Problem description => Report the number of lines where the string "styles" occurs, and write nothing else.

Stored rows =>

————

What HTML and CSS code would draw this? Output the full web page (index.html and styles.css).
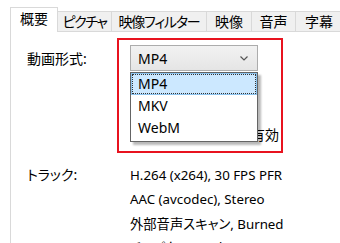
FILE: index.html
```html
<!DOCTYPE html>
<html lang="ja">
<head>
<meta charset="utf-8">
<link rel="stylesheet" href="styles.css">
</head>
<body>
<div class="tabs">
  <div class="tab active t1">概要</div>
  <div class="tab t2">ピクチャ</div>
  <div class="tab t3">映像フィルター</div>
  <div class="tab t4">映像</div>
  <div class="tab t5">音声</div>
  <div class="tab t6">字幕</div>
</div>
<div class="panel">
  <div class="row format-row">
    <div class="label">動画形式:</div>
    <div class="combo">
      <span>MP4</span>
      <svg class="chev" width="8" height="5" viewBox="0 0 8 5"><path d="M0.5 0.5 L4 4 L7.5 0.5" fill="none" stroke="#555" stroke-width="1.2"/></svg>
    </div>
  </div>
  <div class="row opts">
    <div class="label"></div>
    <div class="checks">
      <div class="check"><span class="box"></span>A/V 開始を揃える</div>
      <div class="check"><span class="box"></span>Web 最適化</div>
      <div class="check"><span class="box"></span>iPod 5G サポート有効</div>
    </div>
  </div>
  <div class="row tracks">
    <div class="label">トラック:</div>
    <div class="values">
      <div>H.264 (x264), 30 FPS PFR</div>
      <div>AAC (avcodec), Stereo</div>
      <div>外部音声スキャン, Burned</div>
      <div>チャプターマーカー</div>
    </div>
  </div>
</div>
<div class="dropdown">
  <div class="item selected">MP4</div>
  <div class="item">MKV</div>
  <div class="item">WebM</div>
</div>
<div class="highlight"></div>
</body>
</html>
```
FILE: styles.css
```css
html, body {
  margin: 0;
  padding: 0;
  background: #ffffff;
  overflow: hidden;
}
body {
  width: 340px;
  height: 243px;
  font-family: "Noto Sans", "Noto Sans CJK JP", sans-serif;
  font-feature-settings: "palt" 1;
  font-variant-east-asian: proportional-width;
  font-size: 14px;
  color: #000000;
  position: relative;
}
.tabs {
  display: flex;
  align-items: flex-end;
  height: 23px;
  padding-top: 8px;
  margin-left: 10px;
}
.tab {
  flex: none;
  height: 19px;
  line-height: 19px;
  border: 1px solid #d9d9d9;
  border-bottom: none;
  background: #f0f0f0;
  margin-left: -1px;
  white-space: nowrap;
  text-align: center;
  box-sizing: content-box;
  overflow: hidden;
}
.t1 { width: 46px; }
.t2 { width: 53px; letter-spacing: -1.5px; }
.t3 { width: 94px; letter-spacing: -1.2px; }
.t4 { width: 44px; }
.t5 { width: 43px; }
.t6 { width: 46px; }
.tab.active {
  height: 24px;
  line-height: 22px;
  background: #ffffff;
  margin-left: 0;
  margin-bottom: -1px;
  position: relative;
  z-index: 2;
}
.panel {
  border-top: 1px solid #d9d9d9;
  border-left: 1px solid #d9d9d9;
  margin-left: 10px;
  height: 220px;
  padding: 13px 0 0 16px;
  background: #ffffff;
}
.row {
  display: flex;
}
.label {
  width: 103px;
  flex: none;
}
.format-row {
  align-items: center;
}
.combo {
  border: 1px solid #acacac;
  background: linear-gradient(#f2f2f2, #e5e5e5);
  display: flex;
  align-items: center;
  justify-content: space-between;
  padding: 0 9px 0 7px;
  box-sizing: border-box;
  width: 128px;
  height: 26px;
}
.chev {
  display: block;
}
.checks {
  display: flex;
  flex-direction: column;
}
.check {
  display: flex;
  align-items: center;
  height: 24.5px;
  gap: 2px;
  white-space: nowrap;
}
.check:last-child {
  margin-top: 2px;
}
.box {
  width: 13px;
  height: 13px;
  border: 1px solid #333;
  box-sizing: border-box;
  background: #fff;
}
.tracks {
  margin-top: 16px;
  line-height: 24.5px;
}
.values {
  white-space: nowrap;
  font-size: 13.3px;
}
.dropdown {
  position: absolute;
  left: 130px;
  top: 72px;
  width: 128px;
  height: 70px;
  box-sizing: border-box;
  border: 1px solid #646464;
  background: #ffffff;
  box-shadow: 3px 3px 2px rgba(0, 0, 0, 0.28);
  z-index: 5;
}
.item {
  height: 22px;
  line-height: 22px;
  padding-left: 7px;
  box-sizing: border-box;
}
.item.selected {
  background: #cce8ff;
  border: 1px solid #8cc4f0;
  outline: 1px dotted #333;
  outline-offset: -2px;
  padding-left: 6px;
  line-height: 20px;
}
.highlight {
  position: absolute;
  left: 117px;
  top: 38px;
  width: 166px;
  height: 115px;
  box-sizing: border-box;
  border: 2px solid #e8131f;
  z-index: 6;
}
```
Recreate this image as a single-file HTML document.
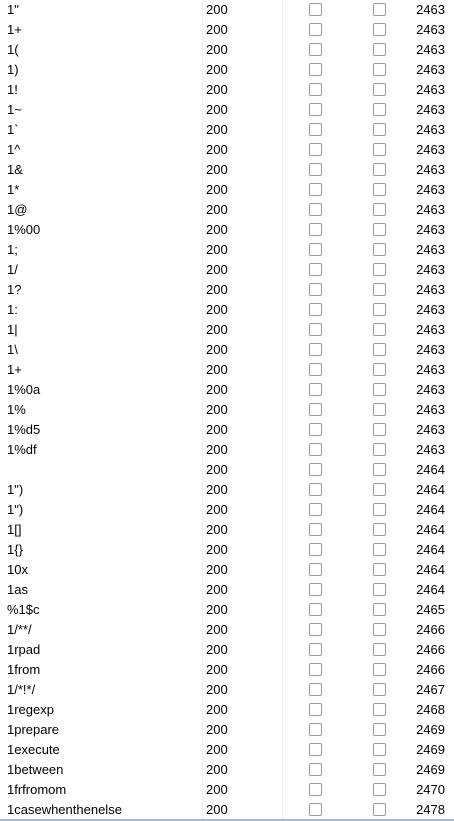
<!DOCTYPE html>
<html><head><style>
body{margin:0;width:454px;height:821px;background:#fff;overflow:hidden;font-family:"Liberation Sans",sans-serif;font-size:13px;color:#000;position:relative}
.r{position:absolute;left:0;width:454px;height:20px}
.r span{position:absolute;top:3px;line-height:14px}
.a{left:7px}.b{left:206px}.n{right:9px}
.c{position:absolute;top:3px;width:11px;height:11px;border:1px solid #999;border-radius:2px}
.s{position:absolute;top:0;width:1px;height:820px;background:#f0f0f0}
.bl{position:absolute;left:0;top:819px;width:454px;height:2px;background:#9ab8d8}
</style></head><body>
<div class="s" style="left:202px"></div><div class="s" style="left:282px"></div>
<div id="t"></div>
<div class="bl"></div>
<script>
var d=[['1"',3],['1+',3],['1(',3],['1)',3],['1!',3],['1~',3],['1`',3],['1^',3],['1&amp;',3],['1*',3],['1@',3],['1%00',3],['1;',3],['1/',3],['1?',3],['1:',3],['1|',3],['1\\',3],['1+',3],['1%0a',3],['1%',3],['1%d5',3],['1%df',3],['',4],['1")',4],['1")',4],['1[]',4],['1{}',4],['10x',4],['1as',4],['%1$c',5],['1/**/',6],['1rpad',6],['1from',6],['1/*!*/',7],['1regexp',8],['1prepare',9],['1execute',9],['1between',9],['1frfromom',70],['1casewhenthenelse',78]];
var h='';d.forEach(function(x,i){var n=x[1]<10?'246'+x[1]:'24'+x[1];h+='<div class="r" style="top:'+(i*20)+'px"><span class="a">'+x[0]+'</span><span class="b">200</span><div class="c" style="left:309px"></div><div class="c" style="left:373px"></div><span class="n">'+n+'</span></div>';});
document.getElementById('t').innerHTML=h;
</script>
</body></html>
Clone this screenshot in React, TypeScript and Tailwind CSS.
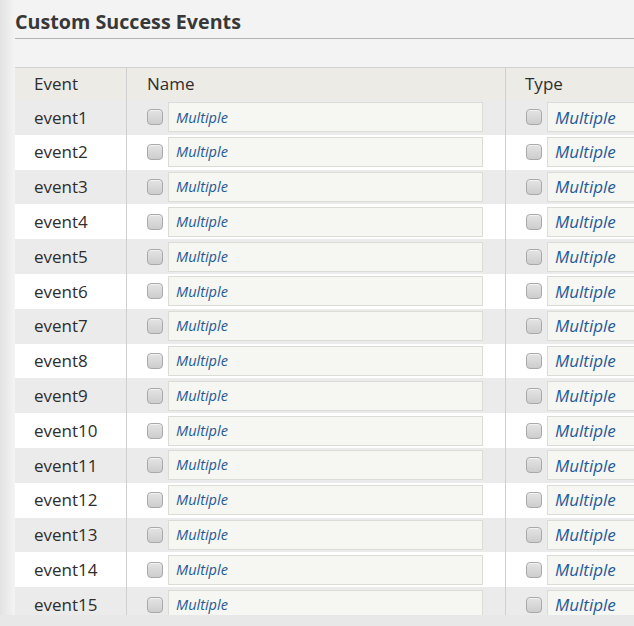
import React from 'react';

// Custom success events table (Adobe-style admin panel)
const events = Array.from({ length: 15 }, (_, i) => `event${i + 1}`);

const Checkbox = () => (
  <span className="block w-[16px] h-[16px] shrink-0 rounded-[4px] border border-[#a9a9a9] bg-[linear-gradient(#e4e4e4,#cdcdcd)] shadow-[inset_0_1px_0_#f2f2f2]" />
);

export default function App() {
  return (
    <div
      className="w-[634px] h-[626px] overflow-hidden flex flex-col bg-[linear-gradient(to_right,#e2e2e2,#f3f3f3_14px)] text-[#2e2e2e]"
      style={{ fontFamily: '"Open Sans", "Noto Sans", sans-serif' }}
    >
      <div className="pl-[15px] pt-[6px]">
        <h2 className="h-[33px] border-b border-[#b4b4b4] text-[19.7px] font-bold leading-[31px] text-[#383838]">
          Custom Success Events
        </h2>
      </div>

      <div className="flex-1 min-h-0 mt-[28px] pl-[15px] overflow-hidden">
        <div className="w-[720px]">
          {/* Header */}
          <div className="flex h-[33px] border-t border-[#d2d2d2] bg-[#ecebe6] text-[17px]">
            <div className="w-[112px] pl-[19px] flex items-center border-r border-[#cfcfcf]">Event</div>
            <div className="w-[379px] pl-[20px] flex items-center border-r border-[#cfcfcf]">Name</div>
            <div className="flex-1 pl-[19px] flex items-center">Type</div>
          </div>

          {/* Rows */}
          {events.map((ev, i) => (
            <div key={ev} className={`flex h-[34.8px] ${i % 2 === 0 ? 'bg-[#ebebeb]' : 'bg-white'}`}>
              <div className="w-[112px] pl-[19px] flex items-center border-r border-[#cfcfcf] text-[17px]">{ev}</div>
              <div className="w-[379px] pl-[20px] flex items-center gap-[5px] border-r border-[#cfcfcf]">
                <Checkbox />
                <div className="w-[315px] h-[30px] flex items-center pl-[7px] bg-[#f6f6f2] border border-[#dcdcd6] text-[14.5px] font-medium italic text-[#245a98]">
                  Multiple
                </div>
              </div>
              <div className="flex-1 pl-[20px] flex items-center gap-[5px]">
                <Checkbox />
                <div className="w-[160px] h-[30px] flex items-center pl-[7px] bg-[#f6f6f2] border border-[#dcdcd6] text-[17px] font-medium italic text-[#245a98]">
                  Multiple
                </div>
              </div>
            </div>
          ))}
        </div>
      </div>

      <div className="h-[11px] shrink-0 bg-[#e8e8e8]" />
    </div>
  );
}
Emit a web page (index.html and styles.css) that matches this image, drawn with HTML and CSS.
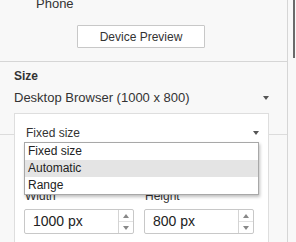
FILE: index.html
```html
<!DOCTYPE html>
<html lang="en">
<head>
  <meta charset="UTF-8" />
  <title>Dashboard Size</title>
  <link rel="stylesheet" href="styles.css">
</head>
<body>
  <div class="shell">
    <aside class="panel">
      <section class="device">
        <div class="phone">Phone</div>
        <button class="preview">Device Preview</button>
      </section>

      <section class="size">
        <h3>Size</h3>
        <div class="select main">
          <span>Desktop Browser (1000 x 800)</span>
          <span class="caret"></span>
        </div>
        <div class="rule"></div>

        <div class="popover">
          <div class="select">
            <span>Fixed size</span>
            <span class="caret"></span>
          </div>
          <ul class="options">
            <li>Fixed size</li>
            <li class="active">Automatic</li>
            <li>Range</li>
          </ul>
          <div class="dims">
            <label>Width</label>
            <label>Height</label>
            <div class="spin">
              <span class="value">1000 px</span>
              <span class="arrows"><i class="up"></i><i class="down"></i></span>
            </div>
            <div class="spin">
              <span class="value">800 px</span>
              <span class="arrows"><i class="up"></i><i class="down"></i></span>
            </div>
          </div>
        </div>
      </section>
    </aside>
    <div class="gutter"><div class="thumb"></div></div>
  </div>
</body>
</html>
```

FILE: styles.css
```css
body {
  margin: 0;
  font-family: "Liberation Sans", Arial, sans-serif;
  color: #333;
  background: #f8f8f8;
  overflow: hidden;
}
.shell {
  display: flex;
  height: 242px;
}
.panel {
  width: 287px;
  border-right: 1px solid #d6d6d6;
  background: #f8f8f8;
}
.gutter {
  flex: 1;
  display: flex;
  justify-content: flex-end;
  padding-right: 1px;
}
.thumb {
  width: 2px;
  height: 58px;
  background: #6a6a6a;
}

.device {
  border-bottom: 1px solid #d6d6d6;
  padding: 0 0 13px 36px;
}
.phone {
  font-size: 13px;
  line-height: 16px;
  margin-top: -4px;
}
.preview {
  display: block;
  margin: 13px 0 0 41px;
  width: 128px;
  height: 23px;
  padding: 0;
  background: #fff;
  border: 1px solid #c8c8c8;
  border-radius: 1px;
  font-family: inherit;
  font-size: 12px;
  color: #333;
}

.size {
  position: relative;
  padding: 7px 18px 0 14px;
  height: 173px;
}
.size h3 {
  margin: 0;
  font-size: 12px;
  line-height: 14px;
  font-weight: bold;
}
.select {
  display: flex;
  justify-content: space-between;
  align-items: center;
}
.select.main {
  margin-top: 7px;
  font-size: 13px;
  line-height: 16px;
}
.caret {
  width: 0;
  height: 0;
  border-left: 3.5px solid transparent;
  border-right: 3.5px solid transparent;
  border-top: 4px solid #555;
}
.rule {
  margin: 0 -18px 0 -14px;
  height: 28px;
  border-bottom: 1px solid #dcdcdc;
}

.popover {
  position: absolute;
  top: 51px;
  left: 14px;
  width: 235px;
  height: 117px;
  padding: 12px 9px 0;
  background: #fff;
  border: 1px solid #dedede;
  border-bottom: 0;
}
.popover .select {
  padding-left: 2px;
  font-size: 12px;
  line-height: 14px;
}
.options {
  position: absolute;
  top: 28px;
  left: 9px;
  width: 233px;
  margin: 0;
  padding: 0;
  list-style: none;
  background: #fff;
  border: 1px solid #a8a8a8;
  box-shadow: 1px 2px 3px rgba(0, 0, 0, 0.25);
  z-index: 2;
}
.options li {
  height: 17px;
  line-height: 17px;
  padding-left: 3px;
  font-size: 12px;
  color: #222;
}
.options li.active {
  background: #e4e4e4;
}

.dims {
  display: grid;
  grid-template-columns: 110px 110px;
  column-gap: 10px;
  row-gap: 6px;
  margin-top: 49px;
}
.dims label {
  font-size: 12px;
  line-height: 14px;
  padding-left: 1px;
}
.spin {
  display: flex;
  height: 23px;
  border: 1px solid #c8c8c8;
  border-radius: 2px;
  background: #fff;
}
.spin .value {
  flex: 1;
  padding-left: 8px;
  font-size: 14px;
  line-height: 23px;
  color: #222;
}
.arrows {
  width: 14px;
  display: flex;
  flex-direction: column;
  border-left: 1px solid #d4d4d4;
}
.arrows i {
  flex: 1;
  display: flex;
  align-items: center;
  justify-content: center;
}
.arrows i.up {
  border-bottom: 1px solid #e2e2e2;
}
.arrows i::after {
  content: "";
  width: 0;
  height: 0;
  border-left: 3px solid transparent;
  border-right: 3px solid transparent;
}
.arrows i.up::after {
  border-bottom: 4px solid #888;
}
.arrows i.down::after {
  border-top: 4px solid #888;
}
```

————

Output => 6